Ferns are weeds, IME. Not surprised at all that it came back from being leveled.

Sorry to hear your scale battle continues ... albeit on a smaller scale than before. (Play on words intended. heh) Though if the scale keep reappearing on the same plants, at least you know which ones to check.

Man, that is tragic about that agave ... though, let's be honest, you have no one to blame but yourself for any sunscorch or freeze damage. Plants need hardened off -- you know better.

danger garden said...

Oh the poor agave...

mr_subjunctive said...


I thought I was hardening it off, though, is why it hurts. It definitely didn't get exposed to any temperatures below 50F, it wasn't out for more than 36 hours, and it was in a spot where it wouldn't have seen much direct sun. My mistake, I presume, was in leaving it out for such a long stretch at all, even if the conditions seemed pretty moderate. Last year, I was doing stuff like moving everything out for two hours in full shade and then bringing them back in, then three hours in full shade the next. That seemed excessively cautious to me at the time, but I guess it wasn't.

Wade said...

I agree, it looks like Phlebodium aureum (formerly Polypodium aureum). That species is a very common and agressive greenhouse weed, so it's not surprising that it was a stowaway on a Rhipsalis.

Julie said...

I thought I got rid of scale once with just spraying with soapy water? No??? I thought so, but I'm getting old and can't remember for sure! I want to say I did though!

Anonymous said...

I'm sad for you that the scale is still there. Maybe it would help if you write a post detailing what exactly you've done so far and the hive mind can help come up with other ideas.
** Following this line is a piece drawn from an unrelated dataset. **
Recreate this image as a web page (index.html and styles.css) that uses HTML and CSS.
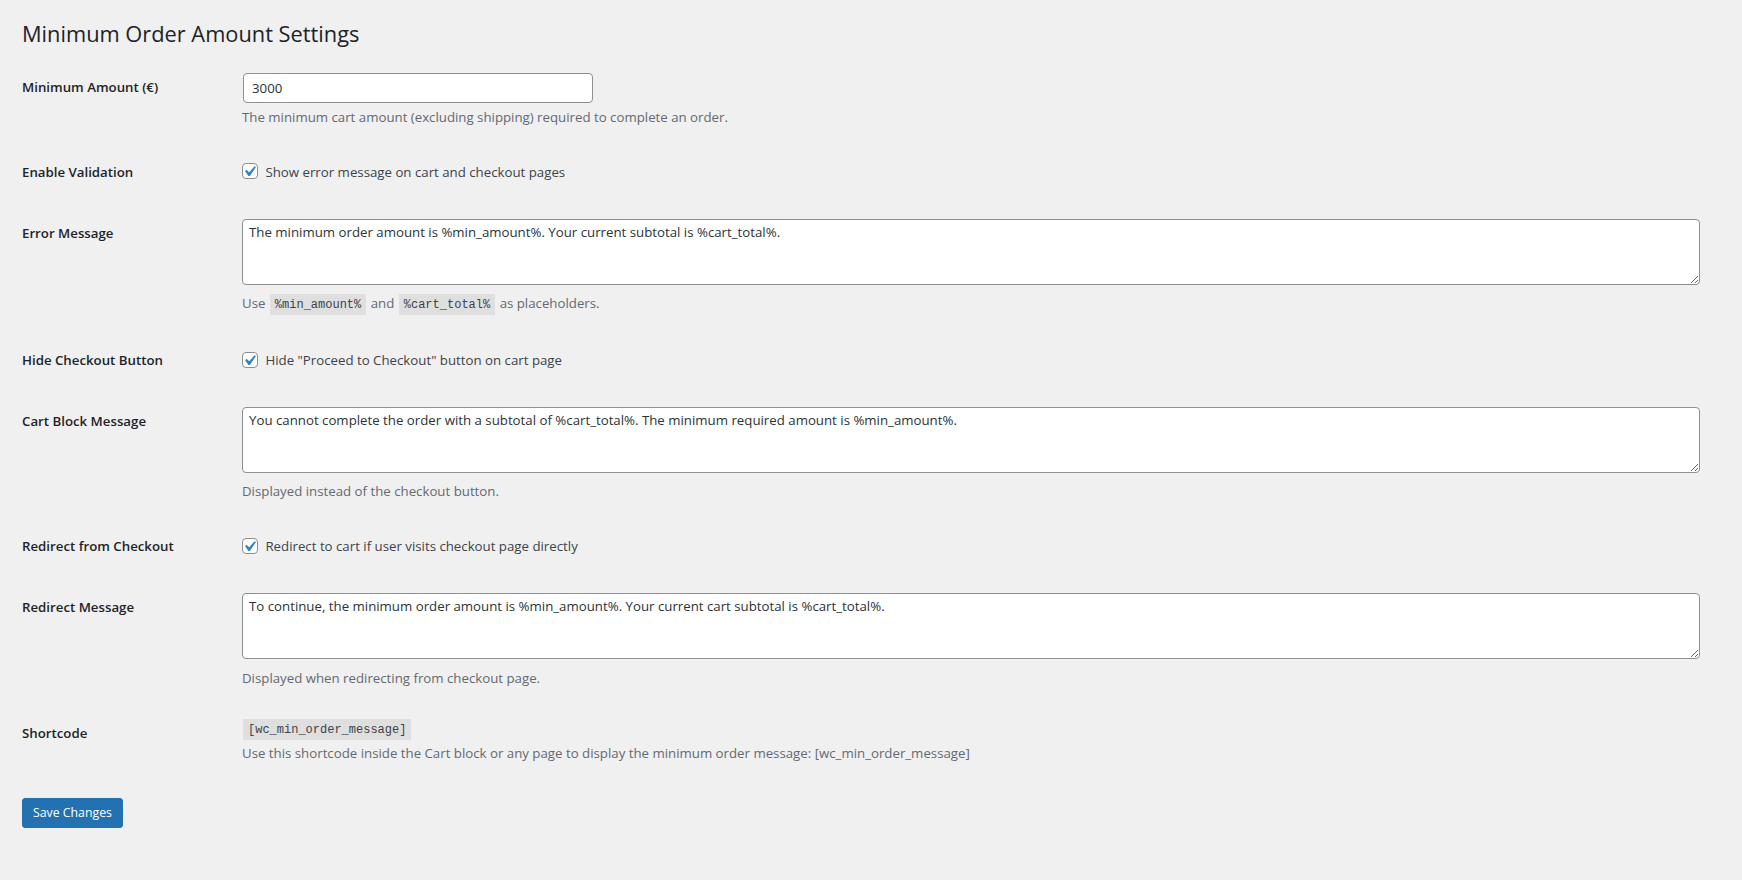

Is there anyway that you can isolate the plants that have scale or are at risk of haboring them? Im thinking of things like putting them at a friends house temporarily, your husbands office, a makeshift greenhouse in the backyard. Once you have all the infested plants isolated then maybe you can truly eradicate it instead of plants passing it back and forth.

I'm also wondering if you have tried soaking the plants in a solution of alcohol or insecticide to make sure scale can't hide in any nooks or crannies.
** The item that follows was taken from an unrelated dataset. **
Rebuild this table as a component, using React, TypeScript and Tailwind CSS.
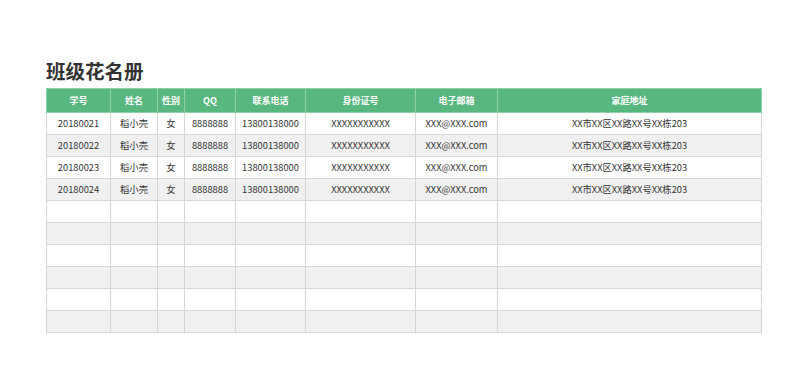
const COLS = [
  { label: "学号", w: "w-[64px]" },
  { label: "姓名", w: "w-[47px]" },
  { label: "性别", w: "w-[27px]" },
  { label: "QQ", w: "w-[51px]" },
  { label: "联系电话", w: "w-[70px]" },
  { label: "身份证号", w: "w-[110px]" },
  { label: "电子邮箱", w: "w-[82px]" },
  { label: "家庭地址", w: "w-[264px]" },
];

const students = ["20180021", "20180022", "20180023", "20180024"].map((id) => [
  id,
  "稻小壳",
  "女",
  "8888888",
  "13800138000",
  "XXXXXXXXXXX",
  "XXX@XXX.com",
  "XX市XX区XX路XX号XX栋203",
]);

// pad out to ten rows with blank lines
const rows: string[][] = [
  ...students,
  ...Array.from({ length: 6 }, () => COLS.map(() => "")),
];

export default function App() {
  return (
    <div
      className="w-[800px] h-[384px] bg-white pl-[46px] pt-[58px]"
      style={{ fontFamily: '"Noto Sans CJK SC", "Noto Sans", sans-serif' }}
    >
      <h1 className="text-[19.5px] leading-[26px] font-bold text-[#333] mb-[4px]">
        班级花名册
      </h1>
      <table className="border-collapse text-[9.3px] text-[#333]">
        <thead>
          <tr className="bg-[#58b77f] h-[24px]">
            {COLS.map((c) => (
              <th
                key={c.label}
                className={`${c.w} p-0 border border-[#8fcfa9] text-white font-bold text-center text-[9px]`}
              >
                {c.label}
              </th>
            ))}
          </tr>
        </thead>
        <tbody>
          {rows.map((r, i) => (
            <tr
              key={i}
              className={`h-[22px] ${i % 2 === 1 ? "bg-[#f0f0f0]" : "bg-white"}`}
            >
              {r.map((cell, j) => (
                <td
                  key={j}
                  className="p-0 border border-[#d6d6d6] text-center whitespace-nowrap"
                >
                  {cell}
                </td>
              ))}
            </tr>
          ))}
        </tbody>
      </table>
    </div>
  );
}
As a last resort, maybe you could use this summer as a chance to spray stronger insecticide on the infected plants outdoors. Like I'm talking get suited up and put a respirator on chemicals. It is drastic but man you've been dealing with this for so long. I know I would have a hard time enjoying my plants with this going on.

mr_subjunctive said...


I appreciate the sentiment, but after trying to write out the details of what I've done several times, the ways in which none of it has worked, and the ways in which your suggestions are not practical given the size of the collection, I am moved to despair and don't want to think about the scale anymore.

The most effective approach for me so far is: 1) if a scale-affected plant can be thrown out without anguish, throw it out, and 2) if a plant is affected by scale but cannot be thrown out without anguish, spray all surfaces of the plant with 70% rubbing alcohol a couple times a week, with optional hand-wiping of the leaves with a paper towel afterward. This doesn't remove the scale from the collection entirely, but it keeps the problem manageably sized, is less expensive than imidacloprid or other insecticide-based approaches, and is occasionally successful in removing the scale entirely, which is better than the imidacloprid ever seemed to do.